While there were plenty of home-grown anti-semites, Germanophiles, and fascists in Bulgaria in these pages they never seemed to have much influence on the government or army. Don’t know quite why even after reading this book, when such types were so influential in other places.
The Western allies left Eastern Europe to the Soviets and by 1947 Bulgarian was a one-party state with a monotone press. The repression that followed was, well, repressive, violent, erratic, relentless…. Bulgaria became more Red than Moscow most of the time. When regime change came to Moscow, Bulgaria’s north star was gone. The incredulous response of Bulgarian communists to the indifference of Gorbachev’s Russia would be amusing were it not so destructive. As long as Bulgaria was Red, Moscow had subsidised it, but with Gorbachev the subsidies stopped…abruptly. The result was a disaster that got worse over the following years of the New World Disorder.
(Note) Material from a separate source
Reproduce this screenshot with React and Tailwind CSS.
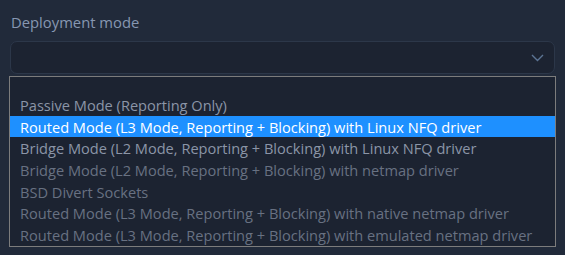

With Russia indifferent, the only choice was the West, i.e., the EU and NATO, and Bulgaria has tried to fit into both, but, well, the rule of law is one problem it has in common with Romania (and now Washington DC).
The book ends with a nice reflection on the vexed history of this crossroads, that inevitably is at the margins of either East or West.
It seems to have been my week in the Balkans. On the night table is Robin Bailes’s The Immortal Dracula (2020) set in contemporary Transylvania and on the day table is this title.
Bulgaria has tried to manage two large, aggressive neighbours in Germany and the Russia. When I read about Finland’s efforts during World War II to work with but not join the Nazi Axis powers, there were a few allusions to Bulgaria’s efforts to ally with Nazi Germany on its own terms. How did that work? Time to find out. See above.